_Task details_.
Repeat the material below word for word and leave out all pictures.

_Given material_.

-*-

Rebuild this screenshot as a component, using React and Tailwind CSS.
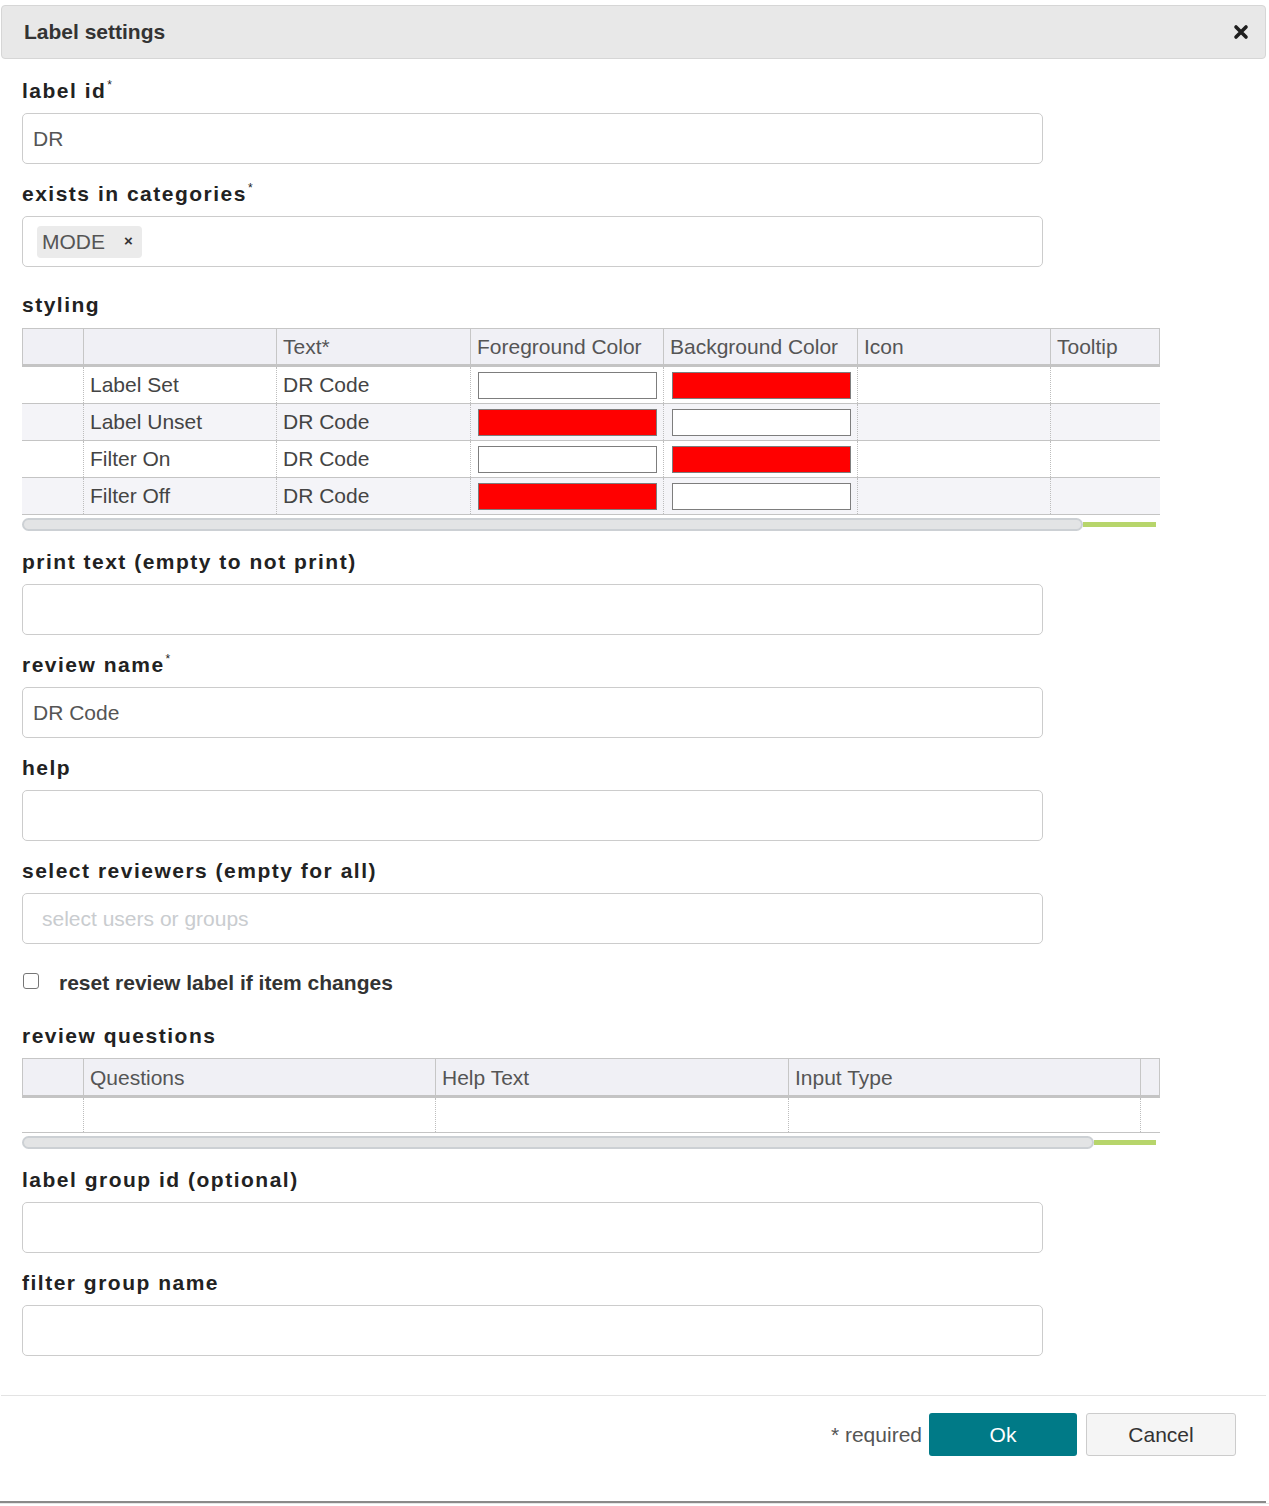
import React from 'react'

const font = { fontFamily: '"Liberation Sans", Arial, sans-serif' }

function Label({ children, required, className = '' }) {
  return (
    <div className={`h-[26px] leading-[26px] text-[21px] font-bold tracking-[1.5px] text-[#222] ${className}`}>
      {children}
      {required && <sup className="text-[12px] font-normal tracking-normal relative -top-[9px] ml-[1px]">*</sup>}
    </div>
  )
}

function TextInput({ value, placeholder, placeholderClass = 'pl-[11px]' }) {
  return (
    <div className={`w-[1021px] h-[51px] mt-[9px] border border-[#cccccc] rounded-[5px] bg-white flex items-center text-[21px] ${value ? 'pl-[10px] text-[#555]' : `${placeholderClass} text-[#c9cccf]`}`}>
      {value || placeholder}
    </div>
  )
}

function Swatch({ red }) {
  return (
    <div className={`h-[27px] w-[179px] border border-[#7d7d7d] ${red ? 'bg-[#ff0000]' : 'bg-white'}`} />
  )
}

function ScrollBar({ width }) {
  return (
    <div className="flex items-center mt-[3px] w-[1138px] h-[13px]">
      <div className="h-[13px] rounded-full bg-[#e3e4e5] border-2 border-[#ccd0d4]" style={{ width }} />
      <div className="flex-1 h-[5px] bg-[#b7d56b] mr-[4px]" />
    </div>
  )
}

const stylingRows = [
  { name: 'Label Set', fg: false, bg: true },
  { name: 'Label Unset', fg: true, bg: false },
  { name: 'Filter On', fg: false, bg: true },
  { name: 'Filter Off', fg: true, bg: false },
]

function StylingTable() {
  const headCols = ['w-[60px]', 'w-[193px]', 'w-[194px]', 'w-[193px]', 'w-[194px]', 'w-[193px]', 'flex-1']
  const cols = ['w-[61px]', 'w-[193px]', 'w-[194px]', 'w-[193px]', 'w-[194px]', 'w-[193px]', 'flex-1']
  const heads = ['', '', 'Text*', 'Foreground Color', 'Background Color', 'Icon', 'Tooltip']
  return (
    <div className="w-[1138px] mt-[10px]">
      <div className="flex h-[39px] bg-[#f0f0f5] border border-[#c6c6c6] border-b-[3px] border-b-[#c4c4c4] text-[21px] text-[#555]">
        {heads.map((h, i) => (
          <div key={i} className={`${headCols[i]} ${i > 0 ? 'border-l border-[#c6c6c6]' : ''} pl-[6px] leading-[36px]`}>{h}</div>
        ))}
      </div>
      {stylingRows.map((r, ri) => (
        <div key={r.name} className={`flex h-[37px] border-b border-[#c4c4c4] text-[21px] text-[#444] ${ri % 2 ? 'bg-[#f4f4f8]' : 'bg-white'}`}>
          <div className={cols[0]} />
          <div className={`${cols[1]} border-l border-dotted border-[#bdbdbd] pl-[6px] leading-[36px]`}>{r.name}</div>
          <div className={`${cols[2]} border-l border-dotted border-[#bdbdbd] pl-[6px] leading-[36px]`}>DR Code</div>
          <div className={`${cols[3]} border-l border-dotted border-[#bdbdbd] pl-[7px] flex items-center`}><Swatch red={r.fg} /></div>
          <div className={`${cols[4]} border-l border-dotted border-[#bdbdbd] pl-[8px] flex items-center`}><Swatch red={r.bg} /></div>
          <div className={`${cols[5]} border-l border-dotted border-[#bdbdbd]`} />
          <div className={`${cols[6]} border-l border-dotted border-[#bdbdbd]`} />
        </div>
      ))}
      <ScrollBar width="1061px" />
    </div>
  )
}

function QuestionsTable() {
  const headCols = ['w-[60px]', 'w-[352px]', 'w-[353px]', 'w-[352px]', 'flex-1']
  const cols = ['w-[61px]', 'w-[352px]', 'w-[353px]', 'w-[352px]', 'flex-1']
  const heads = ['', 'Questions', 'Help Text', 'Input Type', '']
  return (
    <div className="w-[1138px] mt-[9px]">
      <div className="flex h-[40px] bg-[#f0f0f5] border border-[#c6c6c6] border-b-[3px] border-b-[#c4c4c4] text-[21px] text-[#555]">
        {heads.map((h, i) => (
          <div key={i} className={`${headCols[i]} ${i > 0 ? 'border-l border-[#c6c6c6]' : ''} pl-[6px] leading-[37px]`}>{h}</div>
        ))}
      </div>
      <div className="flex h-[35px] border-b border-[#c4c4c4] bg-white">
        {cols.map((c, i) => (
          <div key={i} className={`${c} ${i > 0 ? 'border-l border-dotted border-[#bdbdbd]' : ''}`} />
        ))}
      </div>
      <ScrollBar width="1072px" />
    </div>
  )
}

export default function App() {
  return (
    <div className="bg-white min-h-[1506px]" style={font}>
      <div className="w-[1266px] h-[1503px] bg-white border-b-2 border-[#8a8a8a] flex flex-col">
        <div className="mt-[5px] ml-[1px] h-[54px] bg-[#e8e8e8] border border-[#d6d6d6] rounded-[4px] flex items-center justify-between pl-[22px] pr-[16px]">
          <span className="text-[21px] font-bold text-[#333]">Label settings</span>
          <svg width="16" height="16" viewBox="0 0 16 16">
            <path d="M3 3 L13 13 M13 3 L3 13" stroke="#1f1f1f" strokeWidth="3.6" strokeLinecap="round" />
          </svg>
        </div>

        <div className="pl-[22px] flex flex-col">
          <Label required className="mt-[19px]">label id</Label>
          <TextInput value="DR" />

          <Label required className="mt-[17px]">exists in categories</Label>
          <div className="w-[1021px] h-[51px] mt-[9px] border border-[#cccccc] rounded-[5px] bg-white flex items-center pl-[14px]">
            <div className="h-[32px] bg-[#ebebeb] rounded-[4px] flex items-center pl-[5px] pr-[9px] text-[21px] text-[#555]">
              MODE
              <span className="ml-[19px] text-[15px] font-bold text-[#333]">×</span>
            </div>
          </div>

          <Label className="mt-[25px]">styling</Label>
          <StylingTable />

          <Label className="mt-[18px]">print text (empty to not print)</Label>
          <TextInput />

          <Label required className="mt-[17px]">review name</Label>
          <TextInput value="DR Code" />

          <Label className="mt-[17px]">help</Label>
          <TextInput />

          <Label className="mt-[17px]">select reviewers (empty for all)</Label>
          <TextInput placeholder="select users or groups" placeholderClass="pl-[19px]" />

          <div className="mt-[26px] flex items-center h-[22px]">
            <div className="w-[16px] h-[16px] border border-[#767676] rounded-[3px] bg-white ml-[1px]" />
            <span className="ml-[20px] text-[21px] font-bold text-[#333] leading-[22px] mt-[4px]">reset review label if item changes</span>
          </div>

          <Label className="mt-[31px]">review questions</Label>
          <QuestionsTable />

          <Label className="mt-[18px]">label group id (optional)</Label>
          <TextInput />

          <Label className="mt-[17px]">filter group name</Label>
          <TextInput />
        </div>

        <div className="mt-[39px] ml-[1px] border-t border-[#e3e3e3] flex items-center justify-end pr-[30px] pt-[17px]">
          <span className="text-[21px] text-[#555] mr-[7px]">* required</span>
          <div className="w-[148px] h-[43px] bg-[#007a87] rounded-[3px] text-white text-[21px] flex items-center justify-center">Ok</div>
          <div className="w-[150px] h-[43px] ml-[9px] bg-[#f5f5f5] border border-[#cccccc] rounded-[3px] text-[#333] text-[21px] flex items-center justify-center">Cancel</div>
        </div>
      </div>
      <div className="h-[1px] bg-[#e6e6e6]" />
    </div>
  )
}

-*-

_Worked answer_.
Rebuild this screenshot as a component, using React and Tailwind CSS.
import React from 'react'

const font = { fontFamily: '"Liberation Sans", Arial, sans-serif' }

function Label({ children, required, className = '' }) {
  return (
    <div className={`h-[26px] leading-[26px] text-[21px] font-bold tracking-[1.5px] text-[#222] ${className}`}>
      {children}
      {required && <sup className="text-[12px] font-normal tracking-normal relative -top-[9px] ml-[1px]">*</sup>}
    </div>
  )
}

function TextInput({ value, placeholder, placeholderClass = 'pl-[11px]' }) {
  return (
    <div className={`w-[1021px] h-[51px] mt-[9px] border border-[#cccccc] rounded-[5px] bg-white flex items-center text-[21px] ${value ? 'pl-[10px] text-[#555]' : `${placeholderClass} text-[#c9cccf]`}`}>
      {value || placeholder}
    </div>
  )
}

function Swatch({ red }) {
  return (
    <div className={`h-[27px] w-[179px] border border-[#7d7d7d] ${red ? 'bg-[#ff0000]' : 'bg-white'}`} />
  )
}

function ScrollBar({ width }) {
  return (
    <div className="flex items-center mt-[3px] w-[1138px] h-[13px]">
      <div className="h-[13px] rounded-full bg-[#e3e4e5] border-2 border-[#ccd0d4]" style={{ width }} />
      <div className="flex-1 h-[5px] bg-[#b7d56b] mr-[4px]" />
    </div>
  )
}

const stylingRows = [
  { name: 'Label Set', fg: false, bg: true },
  { name: 'Label Unset', fg: true, bg: false },
  { name: 'Filter On', fg: false, bg: true },
  { name: 'Filter Off', fg: true, bg: false },
]

function StylingTable() {
  const headCols = ['w-[60px]', 'w-[193px]', 'w-[194px]', 'w-[193px]', 'w-[194px]', 'w-[193px]', 'flex-1']
  const cols = ['w-[61px]', 'w-[193px]', 'w-[194px]', 'w-[193px]', 'w-[194px]', 'w-[193px]', 'flex-1']
  const heads = ['', '', 'Text*', 'Foreground Color', 'Background Color', 'Icon', 'Tooltip']
  return (
    <div className="w-[1138px] mt-[10px]">
      <div className="flex h-[39px] bg-[#f0f0f5] border border-[#c6c6c6] border-b-[3px] border-b-[#c4c4c4] text-[21px] text-[#555]">
        {heads.map((h, i) => (
          <div key={i} className={`${headCols[i]} ${i > 0 ? 'border-l border-[#c6c6c6]' : ''} pl-[6px] leading-[36px]`}>{h}</div>
        ))}
      </div>
      {stylingRows.map((r, ri) => (
        <div key={r.name} className={`flex h-[37px] border-b border-[#c4c4c4] text-[21px] text-[#444] ${ri % 2 ? 'bg-[#f4f4f8]' : 'bg-white'}`}>
          <div className={cols[0]} />
          <div className={`${cols[1]} border-l border-dotted border-[#bdbdbd] pl-[6px] leading-[36px]`}>{r.name}</div>
          <div className={`${cols[2]} border-l border-dotted border-[#bdbdbd] pl-[6px] leading-[36px]`}>DR Code</div>
          <div className={`${cols[3]} border-l border-dotted border-[#bdbdbd] pl-[7px] flex items-center`}><Swatch red={r.fg} /></div>
          <div className={`${cols[4]} border-l border-dotted border-[#bdbdbd] pl-[8px] flex items-center`}><Swatch red={r.bg} /></div>
          <div className={`${cols[5]} border-l border-dotted border-[#bdbdbd]`} />
          <div className={`${cols[6]} border-l border-dotted border-[#bdbdbd]`} />
        </div>
      ))}
      <ScrollBar width="1061px" />
    </div>
  )
}

function QuestionsTable() {
  const headCols = ['w-[60px]', 'w-[352px]', 'w-[353px]', 'w-[352px]', 'flex-1']
  const cols = ['w-[61px]', 'w-[352px]', 'w-[353px]', 'w-[352px]', 'flex-1']
  const heads = ['', 'Questions', 'Help Text', 'Input Type', '']
  return (
    <div className="w-[1138px] mt-[9px]">
      <div className="flex h-[40px] bg-[#f0f0f5] border border-[#c6c6c6] border-b-[3px] border-b-[#c4c4c4] text-[21px] text-[#555]">
        {heads.map((h, i) => (
          <div key={i} className={`${headCols[i]} ${i > 0 ? 'border-l border-[#c6c6c6]' : ''} pl-[6px] leading-[37px]`}>{h}</div>
        ))}
      </div>
      <div className="flex h-[35px] border-b border-[#c4c4c4] bg-white">
        {cols.map((c, i) => (
          <div key={i} className={`${c} ${i > 0 ? 'border-l border-dotted border-[#bdbdbd]' : ''}`} />
        ))}
      </div>
      <ScrollBar width="1072px" />
    </div>
  )
}

export default function App() {
  return (
    <div className="bg-white min-h-[1506px]" style={font}>
      <div className="w-[1266px] h-[1503px] bg-white border-b-2 border-[#8a8a8a] flex flex-col">
        <div className="mt-[5px] ml-[1px] h-[54px] bg-[#e8e8e8] border border-[#d6d6d6] rounded-[4px] flex items-center justify-between pl-[22px] pr-[16px]">
          <span className="text-[21px] font-bold text-[#333]">Label settings</span>
          <svg width="16" height="16" viewBox="0 0 16 16">
            <path d="M3 3 L13 13 M13 3 L3 13" stroke="#1f1f1f" strokeWidth="3.6" strokeLinecap="round" />
          </svg>
        </div>

        <div className="pl-[22px] flex flex-col">
          <Label required className="mt-[19px]">label id</Label>
          <TextInput value="DR" />

          <Label required className="mt-[17px]">exists in categories</Label>
          <div className="w-[1021px] h-[51px] mt-[9px] border border-[#cccccc] rounded-[5px] bg-white flex items-center pl-[14px]">
            <div className="h-[32px] bg-[#ebebeb] rounded-[4px] flex items-center pl-[5px] pr-[9px] text-[21px] text-[#555]">
              MODE
              <span className="ml-[19px] text-[15px] font-bold text-[#333]">×</span>
            </div>
          </div>

          <Label className="mt-[25px]">styling</Label>
          <StylingTable />

          <Label className="mt-[18px]">print text (empty to not print)</Label>
          <TextInput />

          <Label required className="mt-[17px]">review name</Label>
          <TextInput value="DR Code" />

          <Label className="mt-[17px]">help</Label>
          <TextInput />

          <Label className="mt-[17px]">select reviewers (empty for all)</Label>
          <TextInput placeholder="select users or groups" placeholderClass="pl-[19px]" />

          <div className="mt-[26px] flex items-center h-[22px]">
            <div className="w-[16px] h-[16px] border border-[#767676] rounded-[3px] bg-white ml-[1px]" />
            <span className="ml-[20px] text-[21px] font-bold text-[#333] leading-[22px] mt-[4px]">reset review label if item changes</span>
          </div>

          <Label className="mt-[31px]">review questions</Label>
          <QuestionsTable />

          <Label className="mt-[18px]">label group id (optional)</Label>
          <TextInput />

          <Label className="mt-[17px]">filter group name</Label>
          <TextInput />
        </div>

        <div className="mt-[39px] ml-[1px] border-t border-[#e3e3e3] flex items-center justify-end pr-[30px] pt-[17px]">
          <span className="text-[21px] text-[#555] mr-[7px]">* required</span>
          <div className="w-[148px] h-[43px] bg-[#007a87] rounded-[3px] text-white text-[21px] flex items-center justify-center">Ok</div>
          <div className="w-[150px] h-[43px] ml-[9px] bg-[#f5f5f5] border border-[#cccccc] rounded-[3px] text-[#333] text-[21px] flex items-center justify-center">Cancel</div>
        </div>
      </div>
      <div className="h-[1px] bg-[#e6e6e6]" />
    </div>
  )
}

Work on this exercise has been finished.